Dissertation

(The University of Texas at Austin, 2016)

This dissertation explores the use of explicit phonetic instruction to students acquiring a second language (L2) in a new modality. Studies of spoken language L2 teaching have shown that learners can be trained to attend to phonetic cues in their new language and that explicit training is the most effective means by which to achieve this. Second-language learners of American Sign Language (ASL) struggle with fingerspelling comprehension more than many other aspects of language-learning; previous work has suggested that part of this challenge is due to the inability to observe and make use of phonetic cues present in the fingerspelling stream. The goal of this dissertation is to determine whether explicit training can benefit ASL learners for fingerspelling comprehension tasks.

Two studies assessed an explicit phonetic training program for ASL learners. An implicit fingerspelling training based on a popular ASL curriculum was also developed and used as a control with which to compare the effect of the explicit training. Designed based on a combination of interactions with L2 students in the classroom, descriptions of coarticulatory features in fingerspelling production, and studies of cues L2 students use to comprehend fingerspelling, the explicit training consisted of two main portions. The first detailed the properties of hold versus transition segments in fingerspelling; the second focused on phonetic variation in fingerspelling production.

The first study involved 18 third-semester ASL students in a five-week summer session. The second involved 80 students taking ASL III in a 15-week fall semester. In both studies, students were divided into two balanced groups based on grades earned in their previous ASL course. One group received the explicit training and the other, the implicit fingerspelling training. Pre- and post-tests involved a fingerspelling comprehension task with two experimental conditions and a control condition. In one condition, periods in which signers hold a letter posture were masked (transitions-only), and in the other condition, periods of transition from posture to posture were masked (holds-only).
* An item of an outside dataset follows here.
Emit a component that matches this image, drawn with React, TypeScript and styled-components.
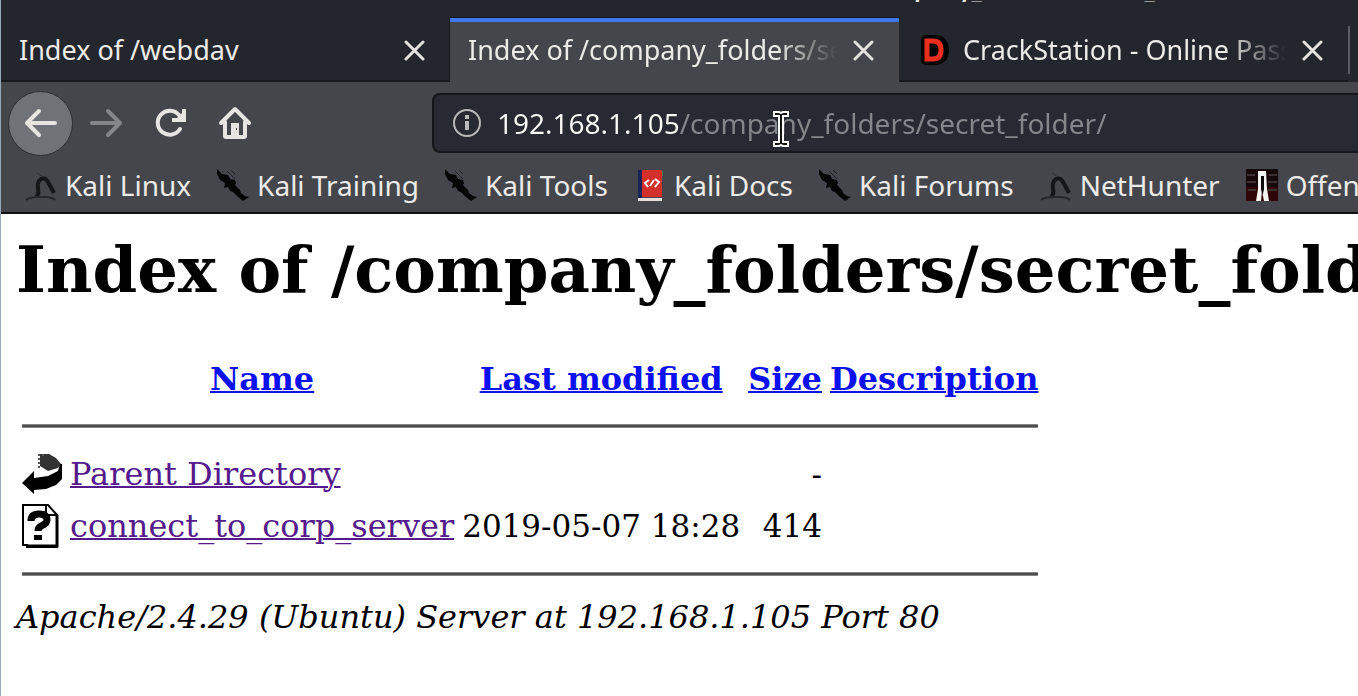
import React from "react";
import styled, { createGlobalStyle } from "styled-components";

const ui = '"Noto Sans", "Open Sans", sans-serif';
const serif = '"DejaVu Serif", serif';

const Global = createGlobalStyle`
  * { box-sizing: border-box; }
  body { margin: 0; background: #fff; overflow: hidden; }
`;
const Window = styled.div`
  min-height: 100vh;
  border-left: 1px solid #9aa9b8;
  overflow: hidden;
  font-family: ${ui};
  font-size: 28px;
  line-height: 40px;
  color: #ecebe8;
`;
const Chrome = styled.header`
  background: #44464c;
  border-bottom: 2px solid #111216;
  margin-left: -1px;
  border-left: 1px solid #2d4554;
`;
const TitleBar = styled.div`
  display: flex;
  align-items: flex-end;
  height: 2px;
  padding-left: 751px;
  overflow: hidden;
  background: #24262e;
  font-size: 24px;
  font-weight: 600;
  line-height: 24px;
  white-space: nowrap;
`;
const TabStrip = styled.div`
  display: flex;
  height: 80px;
  padding-top: 16px;
  background: #24262e;
  font-size: 27px;
  white-space: nowrap;
`;
const Tab = styled.div<{ $active?: boolean }>`
  flex: 0 0 449px;
  min-width: 0;
  display: flex;
  align-items: center;
  padding: 0 22px 2px 18px;
  background: ${(p) => (p.$active ? "#44464c" : "#24262e")};
  border-top: 4px solid ${(p) => (p.$active ? "#3f79f0" : "transparent")};
  border-bottom: 2px solid ${(p) => (p.$active ? "#44464c" : "#17181d")};
  box-shadow: ${(p) => (p.$active ? "0 0 0 1px #17181d" : "none")};
  clip-path: inset(-1px -1px 0 -1px);
`;
const TabTitle = styled.span<{ $fade?: boolean }>`
  flex: 1;
  min-width: 0;
  overflow: hidden;
  mask-image: ${(p) => (p.$fade ? "linear-gradient(to left, transparent 12px, #000 72px)" : "none")};
`;
const IconButton = styled.button<{ $size: number; $round?: boolean }>`
  flex: none;
  width: ${(p) => p.$size}px;
  height: ${(p) => p.$size}px;
  padding: 0;
  display: grid;
  place-items: center;
  border: ${(p) => (p.$round ? "1px solid #2e2f34" : "0")};
  border-radius: 50%;
  background: ${(p) => (p.$round ? "#717277" : "none")};
  color: #e6e5e2;
  &:disabled { color: #85868a; }
`;
const Favicon = styled.svg`
  flex: none;
  margin: 0 14px 0 4px;
`;
const Divider = styled.div`
  flex: none;
  width: 2px;
  margin: 8px 0;
  background: #5b5d63;
`;
const Toolbar = styled.div`
  display: flex;
  align-items: center;
  height: 82px;
  padding-left: 7px;
`;
const NavButtons = styled.nav`
  flex: 0 0 424px;
  display: flex;
  align-items: center;
`;
const UrlBar = styled.label`
  position: relative;
  flex: 1;
  min-width: 0;
  height: 60px;
  display: flex;
  align-items: center;
  gap: 16px;
  padding-left: 19px;
  background: #272933;
  border: 2px solid #15161b;
  border-right: 0;
  border-radius: 8px 0 0 8px;
`;
const UrlInput = styled.input`
  flex: 1;
  min-width: 0;
  height: 44px;
  padding: 0;
  border: 0;
  outline: 0;
  font: 28px/40px ${ui};
  color: transparent;
  background: linear-gradient(to right, #f8f8f8 182px, #85868b 182px);
  background-clip: text;
  -webkit-background-clip: text;
`;
const Pointer = styled.svg`
  position: absolute;
  left: 339px;
  top: 15px;
`;
const Bookmarks = styled.nav`
  display: flex;
  height: 48px;
  padding-left: 24px;
  white-space: nowrap;
`;
const Bookmark = styled.a`
  flex: none;
  display: flex;
  align-items: center;
  height: 42px;
  margin-right: 26px;
  gap: 8px;
  color: inherit;
  text-decoration: none;
`;
const Page = styled.main`
  padding: 18px 0 0 15px;
  font: 32px/38px ${serif};
  color: #000;
`;
const Heading = styled.h1`
  margin: 0;
  font-size: 64px;
  line-height: 76px;
  white-space: nowrap;
`;
const Listing = styled.table`
  margin-top: 44px;
  border-collapse: separate;
  border-spacing: 4px;
  th, td { padding: 2px; white-space: nowrap; }
  th { line-height: 42px; }
  svg { display: block; }
`;
const Num = styled.td`
  text-align: right;
  font-size: 31px;
`;
const Rule = styled.hr`
  height: 4px;
  margin: 16px 0;
  border: 1px solid #858585;
  border-width: 1px 0;
  background: #4e4e4e;
`;
const Link = styled.a<{ $visited?: boolean }>`
  color: ${(p) => (p.$visited ? "#551a8b" : "#0a10ee")};
  text-decoration-thickness: 2px;
`;
const Address = styled.address`
  white-space: nowrap;
`;

const CloseIcon = () => (
  <svg width="22" height="22" viewBox="0 0 22 22" fill="none" stroke="#e4e3df" strokeWidth="3" strokeLinecap="round">
    <path d="M3 3l17 17M20 3L3 20" />
  </svg>
);
const Arrow = ({ flip }: { flip?: boolean }) => (
  <svg width="34" height="32" viewBox="0 0 34 32" fill="none" stroke="currentColor" strokeWidth="4" strokeLinecap="round" strokeLinejoin="round">
    <path d={flip ? "M3 16h28M19 4l12 12-12 12" : "M31 16H3M15 4L3 16l12 12"} />
  </svg>
);
const Dragon = () => (
  <svg width="32" height="32" viewBox="0 0 32 32" aria-hidden="true">
    <path d="M12 4l6 4" stroke="#303238" strokeWidth="1" />
    <path d="M11 28c6-5-1-10 3-16 3-4 7-3 9 1l6 11" fill="none" stroke="#15161a" strokeWidth="4" />
    <path d="M1 31q4-3 12-3h9q6 1 8 3" fill="none" stroke="#26272c" strokeWidth="2" />
  </svg>
);
const Blade = () => (
  <svg width="32" height="32" viewBox="0 0 32 32" aria-hidden="true">
    <path d="M0 0l5 5 6 1 2 4 5 1 1 3-1 2 5 5 1 3 4 3 4 1-6 4-5-4-5-5-3-1-2-4-4 1 1-5-5-3-2-4-1-2z" fill="#050506" />
    <path d="M10 2l8 8M14 1l4 4" stroke="#222429" strokeWidth="1" />
  </svg>
);
const Docs = () => (
  <svg width="32" height="32" viewBox="0 0 32 32" aria-hidden="true">
    <path d="M4 1h4v28H4z" fill="#1b2458" />
    <path d="M8 1h20v27H8z" fill="#d3302b" />
    <path d="M28 2h1v5h-1z" fill="#3f8044" />
    <path d="M4 29h24v3H4z" fill="#e8dedd" />
    <path d="M15 11l-4 3 3 4M21 10l4 3-4 5M16 17l4-6" fill="none" stroke="#fff" strokeWidth="2" />
  </svg>
);
const Offensive = () => (
  <svg width="32" height="32" viewBox="0 0 32 32" aria-hidden="true">
    <path d="M0 0h32v32H0z" fill="#160708" />
    <path d="M0 18h32v14H0z" fill="#300507" />
    <path d="M1 6h8M23 6h8M1 13h9M22 13h9M2 21h8M22 21h9" stroke="#3c3032" strokeWidth="2" />
    <path d="M12 2h8l1 18 2 12h-5l-2-10-1 10h-5l2-12z" fill="#f7f5f4" />
    <path d="M15 7h3v13l-1 5h-1l-1-5z" fill="#0e0c0d" />
  </svg>
);

const bookmarks: [string, () => React.ReactElement][] = [
  ["Kali Linux", Dragon],
  ["Kali Training", Blade],
  ["Kali Tools", Blade],
  ["Kali Docs", Docs],
  ["Kali Forums", Blade],
  ["NetHunter", Dragon],
  ["Offensive Security", Offensive],
];

export default function App() {
  return (
    <Window>
      <Global />
      <Chrome>
        <TitleBar>Index of /company_folders/secret_folder - Mozilla Firefox</TitleBar>
        <TabStrip>
          <Tab>
            <TabTitle>Index of /webdav</TabTitle>
            <IconButton $size={28} aria-label="Close tab"><CloseIcon /></IconButton>
          </Tab>
          <Tab $active>
            <TabTitle $fade>Index of /company_folders/secret_folder</TabTitle>
            <IconButton $size={28} aria-label="Close tab"><CloseIcon /></IconButton>
          </Tab>
          <Tab>
            <Favicon width="28" height="32" viewBox="0 0 28 32" aria-hidden="true">
              <path d="M5 6h9q9 0 9 10t-9 10H5z" fill="none" stroke="#050505" strokeWidth="10" strokeLinejoin="round" />
              <path d="M6 7h6q8 0 8 9t-8 9H6z" fill="#050505" stroke="#e92e20" strokeWidth="5" />
            </Favicon>
            <TabTitle $fade>CrackStation - Online Password Hash Cracking</TabTitle>
            <IconButton $size={28} aria-label="Close tab"><CloseIcon /></IconButton>
          </Tab>
          <Divider />
        </TabStrip>
        <Toolbar>
          <NavButtons>
            <IconButton $size={65} $round aria-label="Back"><Arrow /></IconButton>
            <IconButton $size={66} disabled aria-label="Forward"><Arrow flip /></IconButton>
            <IconButton $size={64} aria-label="Reload">
              <svg width="32" height="32" viewBox="0 0 32 32" fill="none" stroke="currentColor" strokeWidth="4">
                <path d="M25 22A12 12 0 1 1 24 8" strokeLinecap="round" />
                <path d="M29 2v11H17" />
                <path d="M29 4v9h-9z" fill="currentColor" stroke="none" />
              </svg>
            </IconButton>
            <IconButton $size={64} aria-label="Home">
              <svg width="34" height="34" viewBox="0 0 34 34" fill="none" stroke="currentColor" strokeWidth="4" strokeLinecap="round" strokeLinejoin="round">
                <path d="M3 17L17 3l14 14M7 16v14q0 1 1 1h18q1 0 1-1V16" />
                <path d="M13 17h8v14h-8z" fill="currentColor" stroke="none" />
                <path d="M18 22h1v2h-1z" fill="#44464c" stroke="none" />
              </svg>
            </IconButton>
          </NavButtons>
          <UrlBar>
            <svg width="28" height="28" viewBox="0 0 28 28" fill="none" stroke="#b9b9bb" aria-hidden="true">
              <circle cx="14" cy="14" r="13" strokeWidth="2" />
              <path d="M14 6v4M14 12v9" strokeWidth="4" />
            </svg>
            <UrlInput aria-label="Address" defaultValue="192.168.1.105/company_folders/secret_folder/" />
            <Pointer width="16" height="38" viewBox="0 0 16 38" aria-hidden="true">
              <path d="M1 2h5l2 1 2-1h5v4h-5v26h5v4h-5l-2-1-2 1H1v-4h5V6H1z" fill="#111" stroke="#fff" strokeWidth="2" />
            </Pointer>
          </UrlBar>
        </Toolbar>
        <Bookmarks>
          {bookmarks.map(([label, Icon]) => (
            <Bookmark href="#" key={label}><Icon />{label}</Bookmark>
          ))}
        </Bookmarks>
      </Chrome>
      <Page>
        <Heading>Index of /company_folders/secret_folder</Heading>
        <Listing>
          <thead>
            <tr>
              <th />
              <th><Link href="#">Name</Link></th>
              <th><Link href="#">Last modified</Link></th>
              <th><Link href="#">Size</Link></th>
              <th><Link href="#">Description</Link></th>
            </tr>
            <tr><th colSpan={5}><Rule /></th></tr>
          </thead>
          <tbody>
            <tr>
              <td>
                <svg width="40" height="44" viewBox="0 0 40 44" role="img" aria-label="Parent">
                  <path d="M18 2h9l7 4 5 6-3 4-10 3-8-5z" fill="#333" />
                  <path d="M17 2v14M21 2v2" stroke="#555" strokeWidth="2" strokeDasharray="2 2" />
                  <path d="M40 12v15l-6 6-10 4-12 1v4L0 31l12-12v7l14-2 10-5 2-7z" fill="#000" />
                </svg>
              </td>
              <td><Link $visited href="#">Parent Directory</Link></td>
              <td />
              <Num>-</Num>
              <td />
            </tr>
            <tr>
              <td>
                <svg width="40" height="44" viewBox="0 0 40 44" role="img" aria-label="Unknown file">
                  <path d="M1 1h25l9 10v32H5v-2H1z" fill="#fff" stroke="#000" strokeWidth="2" />
                  <path d="M35 11v31H5" fill="none" stroke="#000" strokeWidth="3" />
                  <path d="M24 1v10h11" fill="none" stroke="#000" strokeWidth="2" />
                  <path d="M9 17q0-7 8-7 8 0 8 6 0 3-4 5-5 2-5 6" fill="none" stroke="#000" strokeWidth="7" />
                  <path d="M12 31h8v5h-8z" fill="#000" />
                </svg>
              </td>
              <td><Link $visited href="#">connect_to_corp_server</Link></td>
              <Num>2019-05-07 18:28</Num>
              <Num>414</Num>
              <td />
            </tr>
            <tr><td colSpan={5}><Rule /></td></tr>
          </tbody>
        </Listing>
        <Address>Apache/2.4.29 (Ubuntu) Server at 192.168.1.105 Port 80</Address>
      </Page>
    </Window>
  );
}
Results from the first study revealed a strong effect of the explicit training across experimental conditions, though participants struggle most with the transitions-only condition. Results from the second study revealed a weaker overall effect of the explicit training, but a stronger interaction with the transitions-only condition, which the explicit training helped to address specifically. Taken together, results from both experiments reveal that explicit instruction is more effective in improving students’ fingerspelling comprehension scores. These effects are not ephemeral. With only one exposure to the training program, which lasts approximately 30 minutes, higher scores persist three and six weeks post training.